Repeat the material verbatim and drop the pictures.

::: Collected material

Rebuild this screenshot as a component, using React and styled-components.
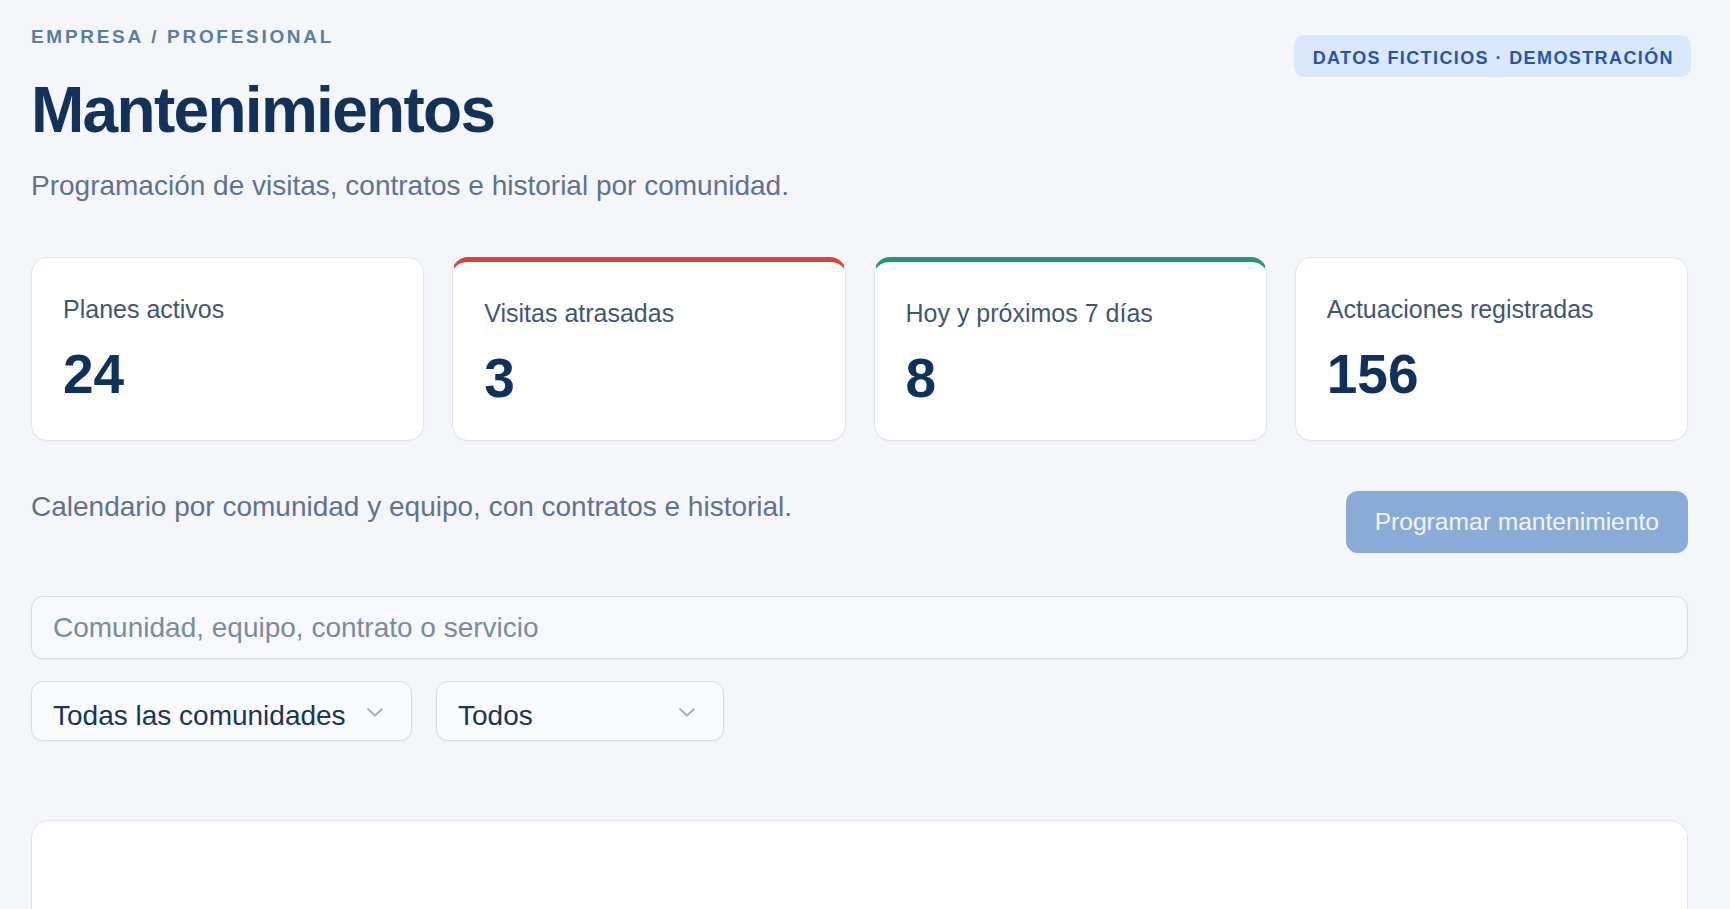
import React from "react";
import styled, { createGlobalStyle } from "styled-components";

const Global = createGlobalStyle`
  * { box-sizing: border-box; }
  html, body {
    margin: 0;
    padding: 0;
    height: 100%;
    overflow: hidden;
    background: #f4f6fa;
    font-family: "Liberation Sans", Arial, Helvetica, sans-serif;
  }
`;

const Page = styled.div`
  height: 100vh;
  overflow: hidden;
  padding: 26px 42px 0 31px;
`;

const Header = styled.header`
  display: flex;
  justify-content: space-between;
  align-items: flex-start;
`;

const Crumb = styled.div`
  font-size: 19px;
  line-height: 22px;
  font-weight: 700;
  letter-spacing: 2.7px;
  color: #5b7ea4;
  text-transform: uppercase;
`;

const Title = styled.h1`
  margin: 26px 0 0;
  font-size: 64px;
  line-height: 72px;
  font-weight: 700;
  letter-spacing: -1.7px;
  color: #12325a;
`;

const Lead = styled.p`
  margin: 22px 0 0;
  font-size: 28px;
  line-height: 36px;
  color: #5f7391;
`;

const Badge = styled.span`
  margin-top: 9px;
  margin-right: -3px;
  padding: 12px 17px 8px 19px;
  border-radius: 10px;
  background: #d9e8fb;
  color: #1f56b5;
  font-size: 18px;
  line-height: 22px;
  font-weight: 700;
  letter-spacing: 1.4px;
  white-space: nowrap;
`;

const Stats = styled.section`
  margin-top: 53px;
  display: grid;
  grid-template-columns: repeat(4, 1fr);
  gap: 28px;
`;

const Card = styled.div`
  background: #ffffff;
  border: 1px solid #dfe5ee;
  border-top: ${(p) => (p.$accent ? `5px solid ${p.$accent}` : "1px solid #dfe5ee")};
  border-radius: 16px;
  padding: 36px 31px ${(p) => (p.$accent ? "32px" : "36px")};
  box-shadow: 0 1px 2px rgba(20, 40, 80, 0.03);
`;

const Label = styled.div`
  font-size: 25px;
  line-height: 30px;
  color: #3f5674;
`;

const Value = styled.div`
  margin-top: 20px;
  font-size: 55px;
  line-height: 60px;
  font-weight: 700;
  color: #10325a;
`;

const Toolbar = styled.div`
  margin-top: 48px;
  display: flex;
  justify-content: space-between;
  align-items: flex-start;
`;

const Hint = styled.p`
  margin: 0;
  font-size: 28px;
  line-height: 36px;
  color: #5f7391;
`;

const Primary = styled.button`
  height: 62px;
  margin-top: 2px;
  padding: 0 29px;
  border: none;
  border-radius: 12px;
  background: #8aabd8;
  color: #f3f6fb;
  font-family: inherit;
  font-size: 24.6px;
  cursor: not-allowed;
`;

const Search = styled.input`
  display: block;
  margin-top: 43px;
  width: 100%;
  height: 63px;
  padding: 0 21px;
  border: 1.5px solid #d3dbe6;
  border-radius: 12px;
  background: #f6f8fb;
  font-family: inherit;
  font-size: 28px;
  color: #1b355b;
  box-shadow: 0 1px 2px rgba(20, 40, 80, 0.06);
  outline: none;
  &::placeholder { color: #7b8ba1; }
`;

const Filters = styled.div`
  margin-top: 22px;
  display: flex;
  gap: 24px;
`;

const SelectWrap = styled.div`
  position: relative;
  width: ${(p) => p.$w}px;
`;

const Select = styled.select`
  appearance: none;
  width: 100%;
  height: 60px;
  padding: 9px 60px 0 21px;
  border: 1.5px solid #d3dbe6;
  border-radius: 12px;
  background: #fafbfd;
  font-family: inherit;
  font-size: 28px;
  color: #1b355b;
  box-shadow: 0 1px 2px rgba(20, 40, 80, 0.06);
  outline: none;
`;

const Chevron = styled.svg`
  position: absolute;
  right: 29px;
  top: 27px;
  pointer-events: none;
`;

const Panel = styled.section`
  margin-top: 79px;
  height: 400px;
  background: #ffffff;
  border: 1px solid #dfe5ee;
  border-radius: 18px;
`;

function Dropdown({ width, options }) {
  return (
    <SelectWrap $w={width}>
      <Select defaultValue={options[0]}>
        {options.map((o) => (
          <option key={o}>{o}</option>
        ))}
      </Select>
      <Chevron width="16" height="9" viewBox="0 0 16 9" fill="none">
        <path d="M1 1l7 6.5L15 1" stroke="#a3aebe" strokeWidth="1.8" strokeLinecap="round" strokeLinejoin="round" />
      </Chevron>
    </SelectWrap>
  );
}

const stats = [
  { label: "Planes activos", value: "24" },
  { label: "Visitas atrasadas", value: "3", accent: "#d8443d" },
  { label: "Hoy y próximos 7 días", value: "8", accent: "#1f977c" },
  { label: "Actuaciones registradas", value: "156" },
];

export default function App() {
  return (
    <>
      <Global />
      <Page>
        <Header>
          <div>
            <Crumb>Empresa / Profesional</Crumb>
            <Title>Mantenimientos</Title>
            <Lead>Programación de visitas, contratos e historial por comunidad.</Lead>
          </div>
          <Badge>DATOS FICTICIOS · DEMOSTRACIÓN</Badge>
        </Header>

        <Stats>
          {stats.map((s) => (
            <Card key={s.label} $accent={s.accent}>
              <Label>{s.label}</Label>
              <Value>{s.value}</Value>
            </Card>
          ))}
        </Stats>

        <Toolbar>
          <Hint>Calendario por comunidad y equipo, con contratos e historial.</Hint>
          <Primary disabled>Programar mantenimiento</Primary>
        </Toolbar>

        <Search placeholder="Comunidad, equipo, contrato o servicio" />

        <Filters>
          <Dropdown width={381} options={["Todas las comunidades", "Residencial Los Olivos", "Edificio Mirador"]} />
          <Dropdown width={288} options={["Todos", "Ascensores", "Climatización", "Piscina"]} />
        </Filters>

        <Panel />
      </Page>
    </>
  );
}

::::::

Output for this exercise:
Rebuild this screenshot as a component, using React and styled-components.
import React from "react";
import styled, { createGlobalStyle } from "styled-components";

const Global = createGlobalStyle`
  * { box-sizing: border-box; }
  html, body {
    margin: 0;
    padding: 0;
    height: 100%;
    overflow: hidden;
    background: #f4f6fa;
    font-family: "Liberation Sans", Arial, Helvetica, sans-serif;
  }
`;

const Page = styled.div`
  height: 100vh;
  overflow: hidden;
  padding: 26px 42px 0 31px;
`;

const Header = styled.header`
  display: flex;
  justify-content: space-between;
  align-items: flex-start;
`;

const Crumb = styled.div`
  font-size: 19px;
  line-height: 22px;
  font-weight: 700;
  letter-spacing: 2.7px;
  color: #5b7ea4;
  text-transform: uppercase;
`;

const Title = styled.h1`
  margin: 26px 0 0;
  font-size: 64px;
  line-height: 72px;
  font-weight: 700;
  letter-spacing: -1.7px;
  color: #12325a;
`;

const Lead = styled.p`
  margin: 22px 0 0;
  font-size: 28px;
  line-height: 36px;
  color: #5f7391;
`;

const Badge = styled.span`
  margin-top: 9px;
  margin-right: -3px;
  padding: 12px 17px 8px 19px;
  border-radius: 10px;
  background: #d9e8fb;
  color: #1f56b5;
  font-size: 18px;
  line-height: 22px;
  font-weight: 700;
  letter-spacing: 1.4px;
  white-space: nowrap;
`;

const Stats = styled.section`
  margin-top: 53px;
  display: grid;
  grid-template-columns: repeat(4, 1fr);
  gap: 28px;
`;

const Card = styled.div`
  background: #ffffff;
  border: 1px solid #dfe5ee;
  border-top: ${(p) => (p.$accent ? `5px solid ${p.$accent}` : "1px solid #dfe5ee")};
  border-radius: 16px;
  padding: 36px 31px ${(p) => (p.$accent ? "32px" : "36px")};
  box-shadow: 0 1px 2px rgba(20, 40, 80, 0.03);
`;

const Label = styled.div`
  font-size: 25px;
  line-height: 30px;
  color: #3f5674;
`;

const Value = styled.div`
  margin-top: 20px;
  font-size: 55px;
  line-height: 60px;
  font-weight: 700;
  color: #10325a;
`;

const Toolbar = styled.div`
  margin-top: 48px;
  display: flex;
  justify-content: space-between;
  align-items: flex-start;
`;

const Hint = styled.p`
  margin: 0;
  font-size: 28px;
  line-height: 36px;
  color: #5f7391;
`;

const Primary = styled.button`
  height: 62px;
  margin-top: 2px;
  padding: 0 29px;
  border: none;
  border-radius: 12px;
  background: #8aabd8;
  color: #f3f6fb;
  font-family: inherit;
  font-size: 24.6px;
  cursor: not-allowed;
`;

const Search = styled.input`
  display: block;
  margin-top: 43px;
  width: 100%;
  height: 63px;
  padding: 0 21px;
  border: 1.5px solid #d3dbe6;
  border-radius: 12px;
  background: #f6f8fb;
  font-family: inherit;
  font-size: 28px;
  color: #1b355b;
  box-shadow: 0 1px 2px rgba(20, 40, 80, 0.06);
  outline: none;
  &::placeholder { color: #7b8ba1; }
`;

const Filters = styled.div`
  margin-top: 22px;
  display: flex;
  gap: 24px;
`;

const SelectWrap = styled.div`
  position: relative;
  width: ${(p) => p.$w}px;
`;

const Select = styled.select`
  appearance: none;
  width: 100%;
  height: 60px;
  padding: 9px 60px 0 21px;
  border: 1.5px solid #d3dbe6;
  border-radius: 12px;
  background: #fafbfd;
  font-family: inherit;
  font-size: 28px;
  color: #1b355b;
  box-shadow: 0 1px 2px rgba(20, 40, 80, 0.06);
  outline: none;
`;

const Chevron = styled.svg`
  position: absolute;
  right: 29px;
  top: 27px;
  pointer-events: none;
`;

const Panel = styled.section`
  margin-top: 79px;
  height: 400px;
  background: #ffffff;
  border: 1px solid #dfe5ee;
  border-radius: 18px;
`;

function Dropdown({ width, options }) {
  return (
    <SelectWrap $w={width}>
      <Select defaultValue={options[0]}>
        {options.map((o) => (
          <option key={o}>{o}</option>
        ))}
      </Select>
      <Chevron width="16" height="9" viewBox="0 0 16 9" fill="none">
        <path d="M1 1l7 6.5L15 1" stroke="#a3aebe" strokeWidth="1.8" strokeLinecap="round" strokeLinejoin="round" />
      </Chevron>
    </SelectWrap>
  );
}

const stats = [
  { label: "Planes activos", value: "24" },
  { label: "Visitas atrasadas", value: "3", accent: "#d8443d" },
  { label: "Hoy y próximos 7 días", value: "8", accent: "#1f977c" },
  { label: "Actuaciones registradas", value: "156" },
];

export default function App() {
  return (
    <>
      <Global />
      <Page>
        <Header>
          <div>
            <Crumb>Empresa / Profesional</Crumb>
            <Title>Mantenimientos</Title>
            <Lead>Programación de visitas, contratos e historial por comunidad.</Lead>
          </div>
          <Badge>DATOS FICTICIOS · DEMOSTRACIÓN</Badge>
        </Header>

        <Stats>
          {stats.map((s) => (
            <Card key={s.label} $accent={s.accent}>
              <Label>{s.label}</Label>
              <Value>{s.value}</Value>
            </Card>
          ))}
        </Stats>

        <Toolbar>
          <Hint>Calendario por comunidad y equipo, con contratos e historial.</Hint>
          <Primary disabled>Programar mantenimiento</Primary>
        </Toolbar>

        <Search placeholder="Comunidad, equipo, contrato o servicio" />

        <Filters>
          <Dropdown width={381} options={["Todas las comunidades", "Residencial Los Olivos", "Edificio Mirador"]} />
          <Dropdown width={288} options={["Todos", "Ascensores", "Climatización", "Piscina"]} />
        </Filters>

        <Panel />
      </Page>
    </>
  );
}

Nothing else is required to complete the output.